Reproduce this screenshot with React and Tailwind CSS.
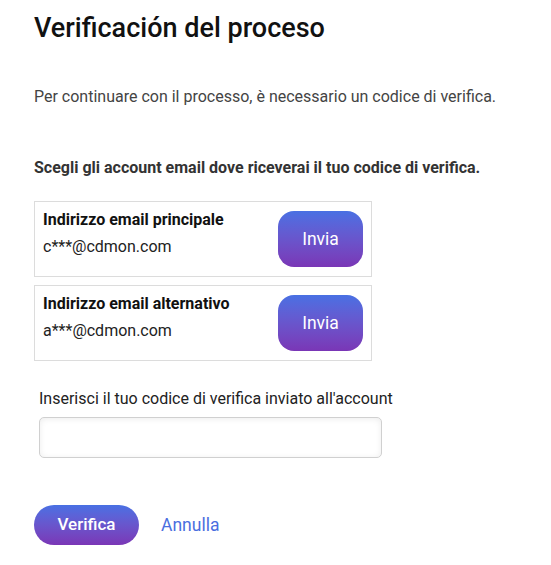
import React, { useState } from "react";

function EmailOption({ label, email }) {
  return (
    <div className="w-[338px] h-[76px] border border-[#dcdcdc] flex items-start justify-between pl-2 pr-2">
      <div className="flex flex-col pt-[8px]">
        <span className="text-[16px] font-bold text-[#111] leading-[20px]">{label}</span>
        <span className="text-[16px] text-[#222] leading-[20px] mt-[7px]">{email}</span>
      </div>
      <button className="self-center w-[85px] h-[56px] rounded-[16px] bg-gradient-to-b from-[#4870e3] to-[#7a36b6] text-white text-[17.5px]">
        Invia
      </button>
    </div>
  );
}

export default function App() {
  const [code, setCode] = useState("");

  return (
    <div className="min-h-screen bg-white px-[34px] pt-[12px] font-['Roboto',sans-serif]">
      <h1 className="text-[27px] font-medium text-[#111] leading-[32px]">Verificación del proceso</h1>
      <p className="mt-[43px] text-[16px] text-[#444] leading-[20px]">
        Per continuare con il processo, è necessario un codice di verifica.
      </p>
      <p className="mt-[51px] text-[16px] font-bold text-[#333] leading-[20px]">
        Scegli gli account email dove riceverai il tuo codice di verifica.
      </p>
      <div className="mt-[23px] flex flex-col gap-[8px]">
        <EmailOption label="Indirizzo email principale" email="c***@cdmon.com" />
        <EmailOption label="Indirizzo email alternativo" email="a***@cdmon.com" />
      </div>
      <div className="mt-[28px] pl-[5px]">
        <label className="block text-[16px] text-[#222] leading-[20px]">
          Inserisci il tuo codice di verifica inviato all'account
        </label>
        <input
          value={code}
          onChange={(e) => setCode(e.target.value)}
          className="mt-[8px] w-[343px] h-[41px] border border-[#d0d0d0] rounded-[5px] shadow-[inset_0_1px_6px_rgba(0,0,0,0.08)] px-2 outline-none"
        />
      </div>
      <div className="mt-[47px] flex items-center gap-[22px]">
        <button className="w-[105px] h-[40px] rounded-full bg-gradient-to-b from-[#4870e3] to-[#7a36b6] text-white text-[17px] font-medium">
          Verifica
        </button>
        <span className="text-[17.5px] text-[#4a6ee0]">Annulla</span>
      </div>
    </div>
  );
}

—————

▶ _Exercise_
Give only the count of lines in which the string "React" appears.

▶ _Response_
2